Sandra Kam, Corporate Customer Advisor: "More and more cor­porate custo­mers are placing their trust in our active advisory, structuring and syndication services in syndicated loan business."
Sandra Kam, Corporate Customer Advisor: "More and more cor­porate custo­mers are placing their trust in our active advisory, structuring and syndication services in syndicated loan business."

Back to the syndicated loan. How do you com­bine sensible stan­dardisation with the highest possible flexibility when drafting the con­tract? 

Tim Austrup: That's a very good question, because the syndicated loan requires a certain degree of standardisation in order to be suitable for the entire ban­king group - for example with regard to drawing options. But syndicated loans are rarely the only finan­cing instru­ment - so further flexibility can be achieved by having recourse to other lines and instru­ments, such as bila­teral facilities.

Sebastian, what is your assessment of this ambi­valence from the customer's point of view?

Sebastian Orth: We don't see this as such a prob­lem and are very satis­fied with the struc­ture of our syndicated loan, inclu­ding the flexibility we were looking for. Even though we have not drawn down any funds from the loan at present, it serves, among other things, as the contractual frame­work for other bilateral agree­ments with our ban­king partners. This significantly simpli­fies processes rela­ting to contract nego­tiations for documentation, for example.

„A syndicated loan helps finance depart­ments to bun­dle the finan­cing from their core banks. This saves time and Money."

Tim Austrup
Head of Loan Markets

The syndicated loan does not necessarily gene­rate strong mar­gins for banks. Why does Helaba offer it anyway?

Tim Austrup: There is no doubt that the syndicated loan mar­ket is very competitive. That is why it is entirely justified and reasonable for cus­tomers to conclude trans­actions in this environ­ment that are as com­petitive as possible when it comes to conditions and structures, for example. For us as a bank, the syndicated loan is thus an indis­pensable anchor for a reliable partner­ship with our customers that forms the basis for mee­ting their additional needs - and they see it the same way. It has to be said, though, that our expe­rience of wor­king with our clients - and this includes Heraeus - is extremely fair. Sebastian and his team take the entire relation­ship between customer and bank into account when making their deci­sions and the same is true on our side, too.

In addition to flexibility and good con­ditions, how impor­tant is the team for a successful customer relation­ship?
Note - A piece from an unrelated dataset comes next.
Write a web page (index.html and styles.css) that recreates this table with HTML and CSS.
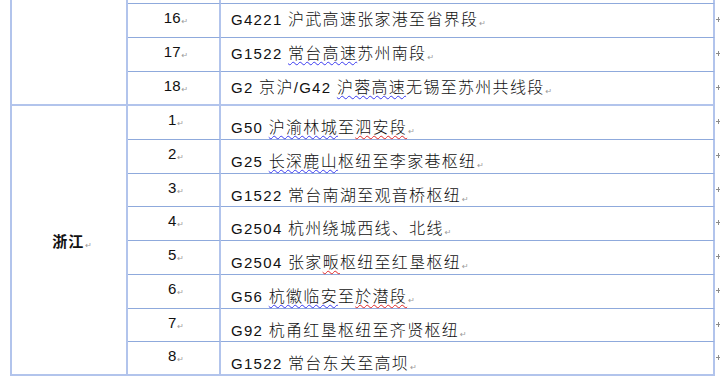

Tim Austrup: The team is the be-all and end-all in our relation­ship with the client, but it is also crucial in terms of team members' market know­ledge and trans­action experience. Sales, which plays a key role in establishing and main­taining customer relation­ships, as well as the relevant specialist pro­duct depart­ments, work closely together at Helaba and have an excellent over­view of the market thanks to the breadth of our activities – a strength that our customers appreciate. Regardless of whether we are tal­king about major German corporations, inter­national groups, mid-caps or municipally owned companies.

Produktion Story
Advantage of the syndicated loan: The direct dialogue between customer and bank.
Advantage of the syndicated loan: The direct dialogue between customer and bank.